TO DO
Search the data for the word "styles" and copy every line that contains it.

DATASET EXTRACT
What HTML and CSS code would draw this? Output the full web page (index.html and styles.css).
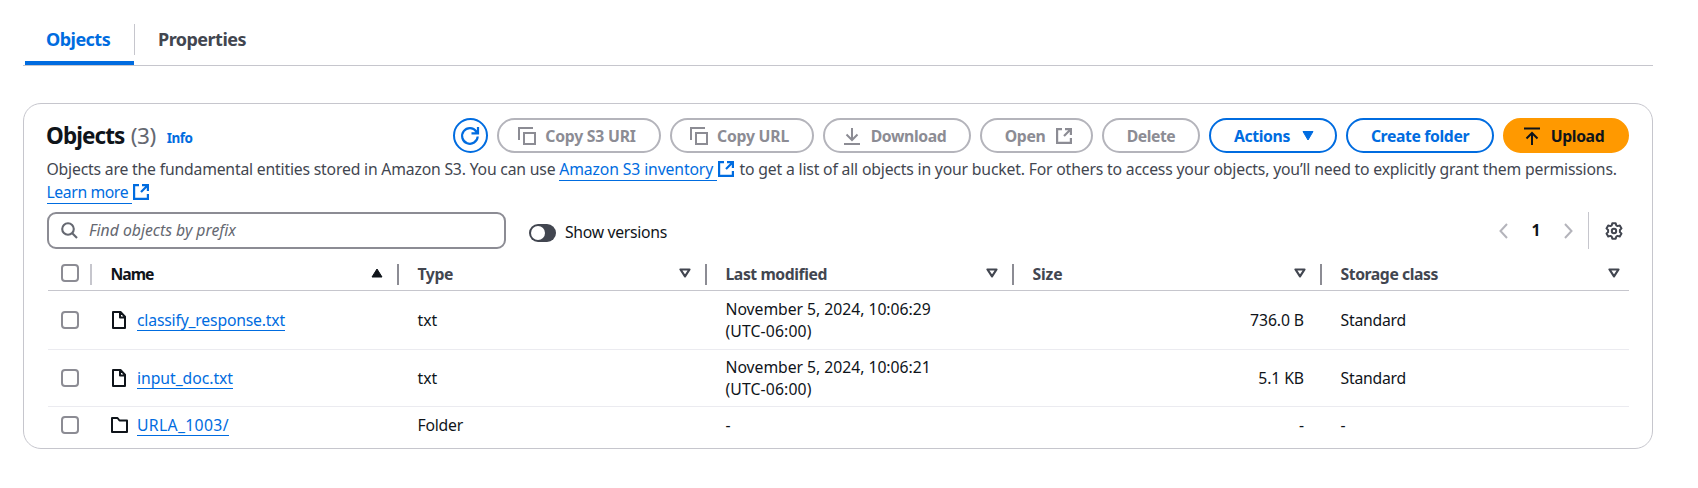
FILE: index.html
```
<!DOCTYPE html>
<html lang="en">
<head>
<meta charset="utf-8">
<title>Objects</title>
<link rel="stylesheet" href="styles.css">
</head>
<body>
<svg class="defs" width="0" height="0">
  <symbol id="copy" viewBox="0 0 18 18"><path d="M1 13V1h14M6 6h11v11H6z" fill="none" stroke="currentColor" stroke-width="2"/></symbol>
  <symbol id="external" viewBox="0 0 16 16"><path d="M6 1.100H1.100v13.800h13.800V10M9 1.100h5.900V7M14.500 1.500L8 8" fill="none" stroke="currentColor" stroke-width="2.200"/></symbol>
  <symbol id="file" viewBox="0 0 14 18"><path d="M1 1h7.500L13 5.800V17H1zM8 1v5.500h5" fill="none" stroke="currentColor" stroke-width="2" stroke-linejoin="round"/></symbol>
  <symbol id="folder" viewBox="0 0 17 16"><path d="M1 15V1h5.500l2 2.500H16V15z" fill="none" stroke="currentColor" stroke-width="2" stroke-linejoin="round"/></symbol>
  <symbol id="sort" viewBox="0 0 12 10"><path d="M1.500 1.500h9L6 8.300z" fill="none" stroke="currentColor" stroke-width="2.200" stroke-linejoin="round"/></symbol>
</svg>

<nav class="tabs">
  <a class="tab tab-active"><span>Objects</span></a>
  <a class="tab"><span>Properties</span></a>
</nav>

<main class="container">
  <header class="header">
    <h2 class="title">Objects <span class="count">(3)</span></h2>
    <a class="info">Info</a>
    <div class="actions">
      <button class="btn btn-refresh" aria-label="Refresh"><svg width="20" height="20" viewBox="0 0 20 20" fill="none" stroke="currentColor" stroke-width="2.200"><path d="M17.700 10.500A7.800 7.800 0 1 1 16.300 5.500L17.500 7M18 1v6.300h-6.500"/></svg></button>
      <button class="btn btn-off copy-uri"><svg width="18" height="18"><use href="#copy"/></svg><span>Copy S3 URI</span></button>
      <button class="btn btn-off copy-url"><svg width="18" height="18"><use href="#copy"/></svg><span>Copy URL</span></button>
      <button class="btn btn-off download"><svg width="16" height="18" viewBox="0 0 16 18" fill="none" stroke="currentColor" stroke-width="2"><path d="M0 17h16M8 1v12M2.500 7.500L8 13l5.500-5.500"/></svg><span>Download</span></button>
      <button class="btn btn-off open"><span>Open</span><svg width="16" height="16"><use href="#external"/></svg></button>
      <button class="btn btn-off delete"><span>Delete</span></button>
      <button class="btn menu"><span>Actions</span><svg width="12" height="10" viewBox="0 0 12 10"><path d="M1 .5h10L6 9z" fill="currentColor" stroke="currentColor" stroke-linejoin="round"/></svg></button>
      <button class="btn create"><span>Create folder</span></button>
      <button class="btn btn-primary"><svg width="16" height="18" viewBox="0 0 16 18" fill="none" stroke="currentColor" stroke-width="2"><path d="M0 1.500h16M8 18V6M2.500 11.500L8 6l5.500 5.500"/></svg><span>Upload</span></button>
    </div>
  </header>

  <p class="description"><span class="intro">Objects are the fundamental entities stored in Amazon S3. You can use </span><a class="link inventory">Amazon S3 inventory </a><svg class="ext" width="16" height="16"><use href="#external"/></svg><span class="rest"> to get a list of all objects in your bucket. For others to access your objects, you’ll need to explicitly grant them permissions.</span><br><a class="link learn">Learn more </a><svg class="ext" width="16" height="16"><use href="#external"/></svg></p>

  <div class="tools">
    <div class="search"><svg width="17" height="17" viewBox="0 0 17 17" fill="none" stroke="currentColor" stroke-width="2.100"><circle cx="7" cy="7" r="5.800"/><path d="M11 11l5 5"/></svg><span>Find objects by prefix</span></div>
    <div class="toggle"><i class="switch"></i><span>Show versions</span></div>
    <div class="pager">
      <svg width="9" height="16" viewBox="0 0 9 16" fill="none" stroke="currentColor" stroke-width="2"><path d="M8 1L1.500 8 8 15"/></svg>
      <b class="page">1</b>
      <svg width="9" height="16" viewBox="0 0 9 16" fill="none" stroke="currentColor" stroke-width="2"><path d="M1 1l6.500 7L1 15"/></svg>
    </div>
    <div class="settings"><svg width="18" height="18" viewBox="0 0 18 18" fill="none" stroke="currentColor" stroke-width="2" stroke-linejoin="round"><path d="M7.300 1.200h3.400l.6 2.200 1.200.7 2.300-.6 1.700 2.900L14.900 8v2l1.600 1.600-1.700 2.900-2.300-.6-1.200.7-.6 2.200H7.300l-.6-2.200-1.200-.7-2.300.6-1.700-2.900L3.100 10V8L1.500 6.400l1.700-2.900 2.300.6 1.200-.7z"/><circle cx="9" cy="9" r="2.200"/></svg></div>
  </div>

  <section class="table">
    <div class="row head">
      <div class="cell check"><i class="box"></i></div>
      <div class="cell sorted"><span class="h-name">Name</span><svg width="12" height="10" viewBox="0 0 12 10"><path d="M1 9h10L6 1z" fill="currentColor" stroke="currentColor" stroke-linejoin="round"/></svg></div>
      <div class="cell"><span>Type</span><svg width="12" height="10"><use href="#sort"/></svg></div>
      <div class="cell"><span>Last modified</span><svg width="12" height="10"><use href="#sort"/></svg></div>
      <div class="cell"><span class="h-size">Size</span><svg width="12" height="10"><use href="#sort"/></svg></div>
      <div class="cell"><span>Storage class</span><svg width="12" height="10"><use href="#sort"/></svg></div>
    </div>
    <div class="row">
      <div class="cell check"><i class="box"></i></div>
      <div class="cell name"><svg width="14" height="18"><use href="#file"/></svg><a class="link n1">classify_response.txt</a></div>
      <div class="cell">txt</div>
      <div class="cell date"><span>November 5, 2024, 10:06:29<br><span class="utc">(UTC-06:00)</span></span></div>
      <div class="cell size">736.0 B</div>
      <div class="cell storage">Standard</div>
    </div>
    <div class="row">
      <div class="cell check"><i class="box"></i></div>
      <div class="cell name"><svg width="14" height="18"><use href="#file"/></svg><a class="link">input_doc.txt</a></div>
      <div class="cell">txt</div>
      <div class="cell date"><span>November 5, 2024, 10:06:21<br><span class="utc">(UTC-06:00)</span></span></div>
      <div class="cell size">5.1 KB</div>
      <div class="cell storage">Standard</div>
    </div>
    <div class="row last">
      <div class="cell check"><i class="box"></i></div>
      <div class="cell name folder"><svg width="17" height="16"><use href="#folder"/></svg><a class="link n3">URLA_1003/</a></div>
      <div class="cell storage">Folder</div>
      <div class="cell">-</div>
      <div class="cell size">-</div>
      <div class="cell">-</div>
    </div>
  </section>
</main>
</body>
</html>
```

FILE: styles.css
```
* { box-sizing: border-box; }
body {
  margin: 0;
  padding: 17px 45px 0 23px;
  background: #fff;
  color: #0f141a;
  font: 15.75px/22.5px "Noto Sans", "Open Sans", sans-serif;
}
svg { flex: none; display: block; }
.defs { position: absolute; }

.tabs { display: flex; height: 49px; border-bottom: 1px solid #c6c6cd; padding-left: 2px; }
.tab {
  display: flex;
  align-items: flex-start;
  padding: 11px 24px 0 25px;
  font-size: 18px;
  font-weight: 700;
  letter-spacing: -.53px;
  color: #424650;
}
.tab-active {
  width: 109px;
  padding-left: 21px;
  color: #006ce0;
  background: linear-gradient(#006ce0, #006ce0) bottom / 100% 4px no-repeat;
  border-radius: 4px 4px 0 0;
}
.tab + .tab { height: 31px; margin-top: 7px; padding-top: 4px; padding-left: 23px; border-left: 1px solid #c6c6cd; }

.container { margin-top: 37px; height: 346px; border: 1px solid #c6c6cd; border-radius: 18px; padding: 14px 23px 0; }
.header { display: flex; align-items: center; height: 35px; }
.title { margin: 0 0 0 -1px; font-size: 22.5px; line-height: 28px; letter-spacing: -.92px; word-spacing: 1.500px; }
.count { font-weight: 400; color: #656871; letter-spacing: -.46px; }
.info { margin: 5px 0 0 11px; font-size: 13.5px; font-weight: 700; letter-spacing: -.5px; color: #006ce0; }
.actions { display: flex; gap: 9px; margin-left: auto; }
.btn {
  display: flex;
  align-items: center;
  justify-content: center;
  gap: 9px;
  height: 35px;
  padding: 0;
  border: 2px solid #006ce0;
  border-radius: 18px;
  background: #fff;
  color: #006ce0;
  font: 700 15.75px/22px "Noto Sans", "Open Sans", sans-serif;
  letter-spacing: -.37px;
}
.btn-off { border-color: #b4b4bb; color: #8c8c94; }
.btn-refresh { width: 35px; padding-right: 2px; }
.copy-uri { width: 164px; padding-right: 4px; letter-spacing: -.21px; }
.copy-url { width: 144px; padding-right: 5px; letter-spacing: -.22px; }
.download { width: 148px; padding-right: 4px; gap: 11px; }
.open { width: 113px; padding-left: 4px; gap: 11px; }
.delete { width: 98px; letter-spacing: -.46px; }
.menu { width: 128px; padding-left: 2px; gap: 12px; }
.create { width: 148px; }
.btn-primary { width: 126px; padding-right: 4px; gap: 11px; border-color: #ff9900; background: #ff9900; color: #0f141a; }

.description { margin: 5px 0 0 -.5px; color: #424650; white-space: pre; }
.link { color: #006ce0; border-bottom: 1px solid #006ce0; letter-spacing: -.05px; }
.intro { letter-spacing: -.19px; }
.inventory { letter-spacing: -.13px; }
.rest { letter-spacing: -.18px; margin-left: 1.500px; }
.learn { letter-spacing: -.4px; }
.ext { display: inline-block; vertical-align: -2px; margin-left: 1px; color: #006ce0; }

.tools { display: flex; align-items: center; height: 37px; margin-top: 9px; }
.search {
  display: flex;
  align-items: center;
  gap: 11px;
  width: 459px;
  height: 37px;
  padding-left: 12px;
  border: 2px solid #8c8c94;
  border-radius: 9px;
  color: #656871;
  font-style: italic;
}
.toggle { display: flex; align-items: center; gap: 9px; margin: 4px 0 0 23px; letter-spacing: -.3px; }
.switch { width: 27px; height: 18px; border-radius: 9px; background: #424650; padding: 2px; }
.switch::before { content: ""; display: block; width: 14px; height: 14px; border-radius: 50%; background: #fff; }
.pager { display: flex; align-items: center; gap: 23px; margin-left: auto; color: #b4b4bb; }
.page { color: #0f141a; width: 10px; text-align: center; }
.settings { display: flex; align-items: center; height: 37px; margin-left: 15px; padding: 0 6px 0 16px; border-left: 1px solid #c6c6cd; color: #424650; }

.table { margin-left: 1px; }
.row { display: grid; grid-template-columns: 44px 307px 308px 307px 308px 307px; height: 57px; border-bottom: 1px solid #ebebf0; }
.row.head { height: 42px; border-color: #c6c6cd; font-weight: 700; color: #424650; }
.row.head + .row { height: 59px; }
.row.last { height: 36px; border: 0; }
.cell { display: flex; align-items: center; padding: 0 25px 0 18.500px; }
.head .cell { justify-content: space-between; align-self: start; height: 21px; margin-top: 15px; padding-right: 14px; border-right: 2px solid #8c8c94; letter-spacing: -.43px; }
.head .cell:last-child { border: 0; padding-right: 9px; }
.head svg { margin-top: -4px; }
.head .sorted { color: #0f141a; }
.head .h-name { letter-spacing: -1px; }
.head .h-size { letter-spacing: -.14px; }
.cell.check { padding: 0 0 0 13px; }
.head .cell.check { border-color: #c6c6cd; }
.head .box { margin-top: -3px; }
.box { width: 18px; height: 18px; border: 2px solid #8c8c94; border-radius: 4px; }
.name { gap: 11px; padding-left: 20px; }
.name.folder { padding-left: 19px; gap: 9px; }
.name .link { line-height: 20px; }
.n1 { letter-spacing: -.19px; }
.n3 { letter-spacing: .33px; }
.utc { letter-spacing: .12px; }
.date { letter-spacing: -.04px; }
.cell.size { justify-content: flex-end; padding-right: 18px; letter-spacing: -.1px; }
.storage { letter-spacing: -.22px; }
```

OUTPUT FOR THIS TASK
What HTML and CSS code would draw this? Output the full web page (index.html and styles.css).
<link rel="stylesheet" href="styles.css">
FILE: styles.css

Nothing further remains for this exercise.